3) No such thing as too much of a good thing
At this time a year ago, the Yankees weren’t far removed from being a .500 ballclub, having endured the type of roller-coaster ride that made it unclear whether they would be in postseason contention. But the Bombers maintained that they would be buyers at the Trade Deadline, and they backed it up by dealing for a couple more sluggers in Rizzo and Joey Gallo.
The Yanks were down by one run in the seventh on Sunday when Rizzo clubbed a Statcast-projected 418-foot homer to right field, his 25th long ball of the season.
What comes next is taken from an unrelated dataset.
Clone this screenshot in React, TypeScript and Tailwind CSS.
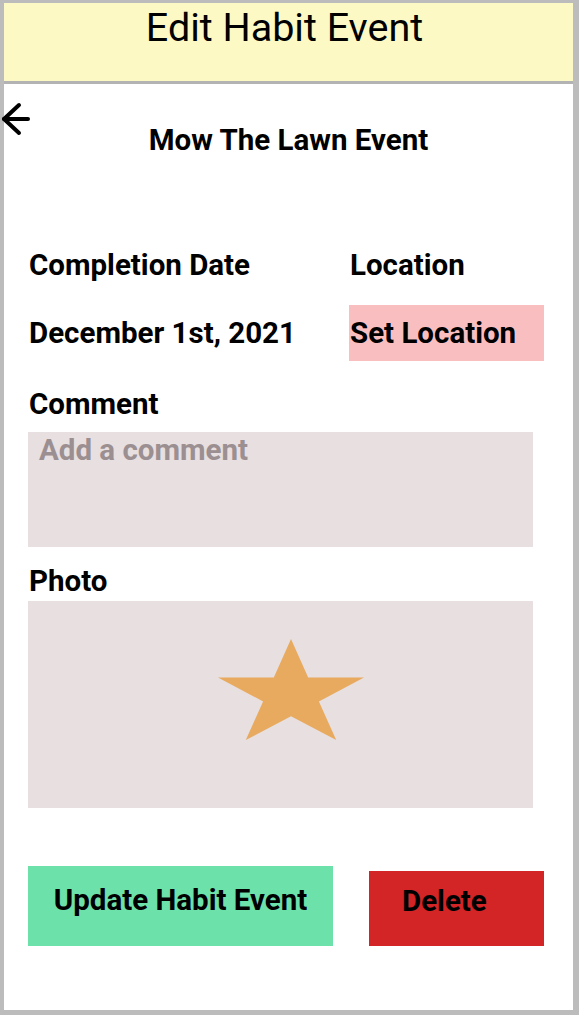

Though it didn’t deliver the victory, it boosted the 32-year-old to 62 RBIs and an .852 OPS in 95 games this year.
Fifteen of Rizzo’s 33 homers as a Yankee have either tied the game or given the Yankees the lead.
“There’s always places you can go to get incrementally better,” Boone said. “That being said, I feel like we’re a complete team. Whether it’s starters, relievers, defense, baserunning, power, whatever it may be, we’ve felt like those have all been overall a strength for us.
“And if we end up strengthening those a little bit more, great. If not, you got a job to do.”